#### Short task
Each line of the listing must be transcribed exactly, except for the images, which should be excluded.
::::
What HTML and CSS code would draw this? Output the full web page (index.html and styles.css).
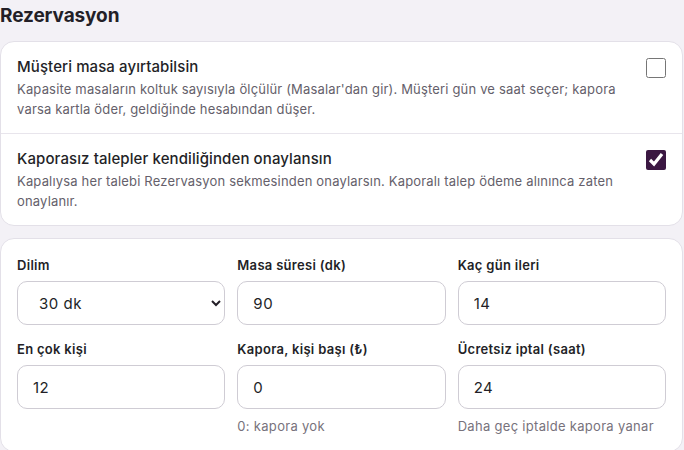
FILE: index.html
```html
<!DOCTYPE html>
<html lang="tr">
<head>
  <meta charset="UTF-8">
  <title>Rezervasyon</title>
  <meta name="viewport" content="width=device-width, initial-scale=1.0">
  <link rel="stylesheet" href="styles.css">
</head>
<body>
  <h2 class="baslik">Rezervasyon</h2>

  <section class="kart">
    <div class="secenek">
      <div class="secenek-metin">
        <div class="secenek-baslik">Müşteri masa ayırtabilsin</div>
        <p>Kapasite masaların koltuk sayısıyla ölçülür (Masalar'dan gir). Müşteri gün ve saat seçer; kapora varsa kartla öder, geldiğinde hesabından düşer.</p>
      </div>
      <input type="checkbox" class="kutu">
    </div>
    <div class="secenek">
      <div class="secenek-metin">
        <div class="secenek-baslik">Kaporasız talepler kendiliğinden onaylansın</div>
        <p>Kapalıysa her talebi Rezervasyon sekmesinden onaylarsın. Kaporalı talep ödeme alınınca zaten onaylanır.</p>
      </div>
      <input type="checkbox" class="kutu" checked>
    </div>
  </section>

  <section class="kart ayarlar">
    <div class="alan">
      <label for="dilim">Dilim</label>
      <select id="dilim">
        <option>15 dk</option>
        <option selected>30 dk</option>
        <option>60 dk</option>
      </select>
    </div>
    <div class="alan">
      <label for="sure">Masa süresi (dk)</label>
      <input type="text" id="sure" value="90">
    </div>
    <div class="alan">
      <label for="gun">Kaç gün ileri</label>
      <input type="text" id="gun" value="14">
    </div>
    <div class="alan">
      <label for="kisi">En çok kişi</label>
      <input type="text" id="kisi" value="12">
    </div>
    <div class="alan">
      <label for="kapora">Kapora, kişi başı (₺)</label>
      <input type="text" id="kapora" value="0">
      <small>0: kapora yok</small>
    </div>
    <div class="alan">
      <label for="iptal">Ücretsiz iptal (saat)</label>
      <input type="text" id="iptal" value="24">
      <small>Daha geç iptalde kapora yanar</small>
    </div>
  </section>
</body>
</html>
```

FILE: styles.css
```css
body {
  font-family: 'Inter', 'Noto Sans', sans-serif;
  background: #f3f1f6;
  margin: 0;
  padding: 0;
  color: #231f27;
}
.baslik {
  margin: 0;
  padding: 4px 0 0 0;
  height: 37px;
  font-size: 19px;
  font-weight: 700;
  letter-spacing: -0.1px;
}
.kart {
  background: white;
  border: 1px solid #e3e0e8;
  border-radius: 14px;
  margin: 0 1px 12px 0;
}
.secenek {
  display: flex;
  align-items: flex-start;
  gap: 20px;
  padding: 15px 16px 14px 16px;
  border-bottom: 1px solid #e8e5ec;
}
.secenek:last-child {
  border-bottom: none;
}
.secenek-metin {
  flex: 1;
}
.secenek-baslik {
  font-size: 15px;
  font-weight: 500;
  line-height: 20px;
  letter-spacing: 0.1px;
}
.secenek p {
  margin: 2px 0 0 0;
  font-size: 13px;
  line-height: 20px;
  letter-spacing: 0.17px;
  color: #655f6b;
}
.kutu {
  width: 20px;
  height: 20px;
  margin: 1px 0 0 0;
  accent-color: #3b1742;
}
.ayarlar {
  display: grid;
  grid-template-columns: 1fr 1fr 1fr;
  column-gap: 12px;
  row-gap: 15px;
  padding: 17px 16px 16px 16px;
}
.alan label {
  display: block;
  font-size: 13px;
  font-weight: 600;
  line-height: 18px;
  letter-spacing: 0.3px;
  margin-bottom: 7px;
}
.alan input, .alan select {
  box-sizing: border-box;
  width: 100%;
  height: 44px;
  padding: 0 15px;
  border: 1px solid #cfccd4;
  border-radius: 10px;
  background: white;
  font-family: inherit;
  font-size: 15px;
  letter-spacing: 0.5px;
  color: #231f27;
}
.alan select {
  padding-left: 17px;
}
.alan small {
  display: block;
  margin-top: 8px;
  font-size: 13px;
  line-height: 18px;
  letter-spacing: 0.3px;
  color: #77727c;
}
```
::::
#### Written solution
What HTML and CSS code would draw this? Output the full web page (index.html and styles.css).
FILE: index.html
```html
<!DOCTYPE html>
<html lang="tr">
<head>
  <meta charset="UTF-8">
  <title>Rezervasyon</title>
  <meta name="viewport" content="width=device-width, initial-scale=1.0">
  <link rel="stylesheet" href="styles.css">
</head>
<body>
  <h2 class="baslik">Rezervasyon</h2>

  <section class="kart">
    <div class="secenek">
      <div class="secenek-metin">
        <div class="secenek-baslik">Müşteri masa ayırtabilsin</div>
        <p>Kapasite masaların koltuk sayısıyla ölçülür (Masalar'dan gir). Müşteri gün ve saat seçer; kapora varsa kartla öder, geldiğinde hesabından düşer.</p>
      </div>
      <input type="checkbox" class="kutu">
    </div>
    <div class="secenek">
      <div class="secenek-metin">
        <div class="secenek-baslik">Kaporasız talepler kendiliğinden onaylansın</div>
        <p>Kapalıysa her talebi Rezervasyon sekmesinden onaylarsın. Kaporalı talep ödeme alınınca zaten onaylanır.</p>
      </div>
      <input type="checkbox" class="kutu" checked>
    </div>
  </section>

  <section class="kart ayarlar">
    <div class="alan">
      <label for="dilim">Dilim</label>
      <select id="dilim">
        <option>15 dk</option>
        <option selected>30 dk</option>
        <option>60 dk</option>
      </select>
    </div>
    <div class="alan">
      <label for="sure">Masa süresi (dk)</label>
      <input type="text" id="sure" value="90">
    </div>
    <div class="alan">
      <label for="gun">Kaç gün ileri</label>
      <input type="text" id="gun" value="14">
    </div>
    <div class="alan">
      <label for="kisi">En çok kişi</label>
      <input type="text" id="kisi" value="12">
    </div>
    <div class="alan">
      <label for="kapora">Kapora, kişi başı (₺)</label>
      <input type="text" id="kapora" value="0">
      <small>0: kapora yok</small>
    </div>
    <div class="alan">
      <label for="iptal">Ücretsiz iptal (saat)</label>
      <input type="text" id="iptal" value="24">
      <small>Daha geç iptalde kapora yanar</small>
    </div>
  </section>
</body>
</html>
```

FILE: styles.css
```css
body {
  font-family: 'Inter', 'Noto Sans', sans-serif;
  background: #f3f1f6;
  margin: 0;
  padding: 0;
  color: #231f27;
}
.baslik {
  margin: 0;
  padding: 4px 0 0 0;
  height: 37px;
  font-size: 19px;
  font-weight: 700;
  letter-spacing: -0.1px;
}
.kart {
  background: white;
  border: 1px solid #e3e0e8;
  border-radius: 14px;
  margin: 0 1px 12px 0;
}
.secenek {
  display: flex;
  align-items: flex-start;
  gap: 20px;
  padding: 15px 16px 14px 16px;
  border-bottom: 1px solid #e8e5ec;
}
.secenek:last-child {
  border-bottom: none;
}
.secenek-metin {
  flex: 1;
}
.secenek-baslik {
  font-size: 15px;
  font-weight: 500;
  line-height: 20px;
  letter-spacing: 0.1px;
}
.secenek p {
  margin: 2px 0 0 0;
  font-size: 13px;
  line-height: 20px;
  letter-spacing: 0.17px;
  color: #655f6b;
}
.kutu {
  width: 20px;
  height: 20px;
  margin: 1px 0 0 0;
  accent-color: #3b1742;
}
.ayarlar {
  display: grid;
  grid-template-columns: 1fr 1fr 1fr;
  column-gap: 12px;
  row-gap: 15px;
  padding: 17px 16px 16px 16px;
}
.alan label {
  display: block;
  font-size: 13px;
  font-weight: 600;
  line-height: 18px;
  letter-spacing: 0.3px;
  margin-bottom: 7px;
}
.alan input, .alan select {
  box-sizing: border-box;
  width: 100%;
  height: 44px;
  padding: 0 15px;
  border: 1px solid #cfccd4;
  border-radius: 10px;
  background: white;
  font-family: inherit;
  font-size: 15px;
  letter-spacing: 0.5px;
  color: #231f27;
}
.alan select {
  padding-left: 17px;
}
.alan small {
  display: block;
  margin-top: 8px;
  font-size: 13px;
  line-height: 18px;
  letter-spacing: 0.3px;
  color: #77727c;
}
```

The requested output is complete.